LaPorta's record album experience perfectly illustrates how the trend to be loud has fed upon itself over the years. "Unfortunately, many people these days equate a quieter record with sounding inferior or lacking in quality. However, if you turn that quieter record up on your stereo, it has the potential to sound better than the louder mastered record. Every artist, producer, and label fears their record coming on next will not be as loud as the previous one, whether on the radio, iPod, etc. This fear is understandable, but for some records going louder may be doing more harm than good."
The Lodge's digital audio workstations include Sonic Solutions and Pro Tools|HD with key processors from Avalon, Z-Sys, TC Electronic, Tube-Tech, Manley, Dangerous Music and Empirical Labs. They use A-to-D converters from Lavry, Prism and Apogee, with speakers by Genelec and Duntech.

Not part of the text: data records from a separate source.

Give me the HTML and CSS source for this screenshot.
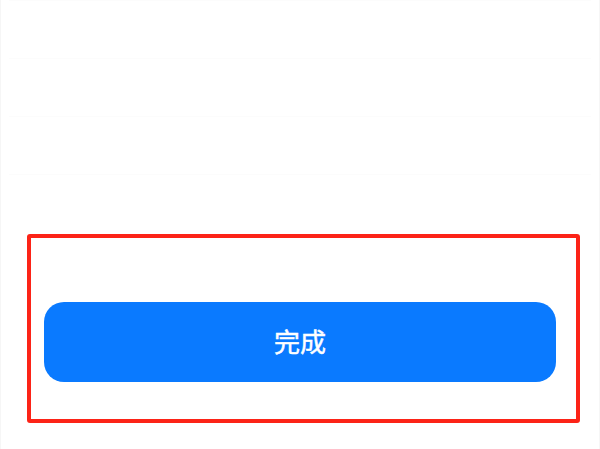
FILE: index.html
```html
<!DOCTYPE html>
<html lang="zh">
<head>
<meta charset="utf-8">
<link rel="stylesheet" href="styles.css">
</head>
<body>
<div class="page">
  <div class="list">
    <div class="row"></div>
    <div class="row"></div>
    <div class="row"></div>
    <div class="row"></div>
  </div>
  <div class="highlight">
    <button class="done">完成</button>
  </div>
</div>
</body>
</html>
```
FILE: styles.css
```css
html, body {
  margin: 0;
  padding: 0;
  background: #ffffff;
}
.page {
  width: 600px;
  height: 449px;
  box-sizing: border-box;
  border-left: 1px solid #f6f6f6;
  border-right: 1px solid #f6f6f6;
  margin: 0;
  overflow: hidden;
  font-family: "Noto Sans CJK SC", "Noto Sans", sans-serif;
}
.list {
  height: 234px;
  padding: 0 8px 0 8px;
  box-sizing: border-box;
}
.row {
  height: 58px;
  border-top: 1px solid #fcfcfc;
  box-sizing: border-box;
}
.highlight {
  margin-left: 26px;
  width: 553px;
  height: 189px;
  box-sizing: border-box;
  border: 4px solid #fc2317;
  border-radius: 3px;
  padding: 64px 20px 0 13px;
}
.done {
  display: flex;
  align-items: center;
  justify-content: center;
  width: 512px;
  height: 80px;
  border: none;
  border-radius: 20px;
  background: #0a7aff;
  color: #ffffff;
  font-family: "Noto Sans CJK SC", "Noto Sans", sans-serif;
  font-size: 26px;
  font-weight: 400;
  -webkit-text-stroke: 0.5px #ffffff;
  padding: 0 0 4px 0;
  margin: 0;
}
```
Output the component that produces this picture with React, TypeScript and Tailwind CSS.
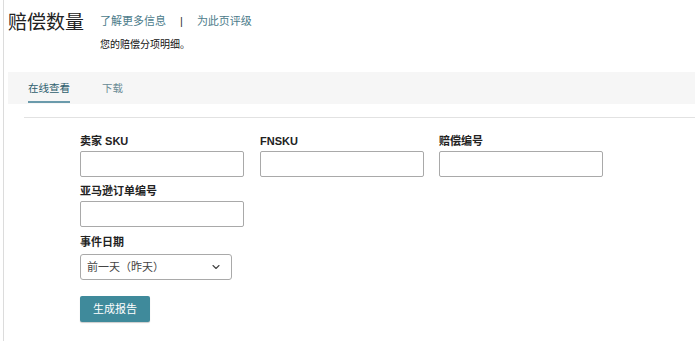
import { ChevronDown } from 'lucide-react';

const font = { fontFamily: '"Liberation Sans", "Noto Sans CJK SC", sans-serif' };

function Field({ label, className = '' }: { label: string; className?: string }) {
  return (
    <div className={`flex flex-col ${className}`}>
      <label className="text-[11px] font-bold text-[#222] leading-[14px] h-[14px] mb-[3px]">{label}</label>
      <input className="w-[164px] h-[26px] border border-[#a9a9a9] rounded-[2px] bg-white outline-none" />
    </div>
  );
}

export default function App() {
  return (
    <div className="w-[695px] h-[341px] bg-white overflow-hidden flex" style={font}>
      <div className="w-[3px] shrink-0" />
      <div className="w-px shrink-0 bg-[#dcdcdc]" />
      <div className="flex-1 flex flex-col">
        {/* Header */}
        <div className="flex items-start pl-[4px] pt-[10px] h-[72px] shrink-0">
          <h1 className="text-[19px] leading-[26px] text-[#222] font-normal">赔偿数量</h1>
          <div className="ml-[16px] pt-[4px] flex flex-col">
            <div className="flex items-center text-[11px] leading-[14px] text-[#4b7b8a]">
              <span>了解更多信息</span>
              <span className="mx-[14px] text-[#333]">|</span>
              <span>为此页评级</span>
            </div>
            <p className="text-[10px] leading-[13px] text-[#111] mt-[10px]">您的赔偿分项明细。</p>
          </div>
        </div>

        {/* Tabs */}
        <div className="ml-[4px] h-[32px] shrink-0 bg-[#f6f6f6] flex items-stretch pl-[20px]">
          <div className="flex flex-col justify-center relative text-[10.5px] text-[#2f5f6e] pt-[1px]">
            在线查看
            <div className="absolute left-0 right-0 bottom-[1px] h-[2px] bg-[#6a9aab]" />
          </div>
          <div className="flex flex-col justify-center text-[10.5px] text-[#6a8a94] ml-[32px] pt-[1px]">下载</div>
        </div>
        <div className="ml-[20px] mt-[13px] h-px shrink-0 bg-[#e2e2e2]" />

        {/* Form */}
        <div className="pl-[76px] pt-[16px] flex flex-col">
          <div className="flex gap-[16px]">
            <Field label="卖家 SKU" />
            <Field label="FNSKU" />
            <Field label="赔偿编号" className="ml-[-1px]" />
          </div>
          <Field label="亚马逊订单编号" className="mt-[7px]" />
          <div className="flex flex-col mt-[8px]">
            <label className="text-[11px] font-bold text-[#222] leading-[14px] mb-[5px]">事件日期</label>
            <div className="w-[152px] h-[26px] border border-[#a9a9a9] rounded-[3px] bg-white flex items-center justify-between pl-[6px] pr-[9px] text-[11px] text-[#444]">
              <span>前一天（昨天）</span>
              <ChevronDown className="w-[12px] h-[12px] text-[#444]" strokeWidth={2.25} />
            </div>
          </div>
          <button className="mt-[16px] w-[70px] h-[26px] bg-[#3f8a9b] text-white text-[11px] rounded-[2px] shadow-[0_1px_1px_rgba(0,0,0,0.2)]">
            生成报告
          </button>
        </div>
      </div>
    </div>
  );
}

When it comes to music, adding more compression or limiting to make things louder can actually help a musician or a composer achieve a stylistic sound and sonic approach. "I think that the loudness wars have ruined a lot of records, but it has also worked for some others," says LaPorta. "It's definitely not meant for all genres. Some artists and producers aren't content with their original mixes and request for the tracks to get slammed in order to obtain the life and energy they were initially looking for during mixing. However, if the mixes aren't up to the caliber they were aiming for, it's my job to explain what a realistic outcome would be and why. Other times, the mixes are great to begin with and the label demands it to be comparable to 'so and so's' record, neglecting to keep in mind what is possibly being lost in the process. As a mastering engineer, you must be extremely careful and make tasteful decisions that will end up with the best possible results, while still maintaining the client's vision.
"Of course, we can voice our concerns regarding the mastering approach, but we are here to keep the client satisfied," he continues. "Mastering engineers get a lot of criticism about the material that reaches the consumer, but people forget how many decision makers and reference discs are involved before the approval occurs."
LaPorta and his clients manage to keep a nice blend of loudness while not being overbearing. "More often, my clients tend to request things like, 'We'd like it loud and energetic, but it doesn't have to be the loudest thing in the world,' which is great to hear. I believe that the handful of articles, forums and YouTube videos addressing loudness has been quite helpful and artists, producers and labels are much more aware of this issue now."
Raising awareness of any pitfalls of this trend will most likely continue to have positive results industry wide. "Everyone needs to do their own thing and do what's appropriate for the specific project being worked on," he explains. "More attention should be put into maintaining the true characteristics of the original source, rather than being competitive and sometimes destructive to the recording. I would love to see the industry gradually dialing things back a bit, but it's going to take a while. We'd eventually have a balanced selection of records that could have an improved dynamic range and potentially sound better, but it'll just take a few years for everyone to be on that same page."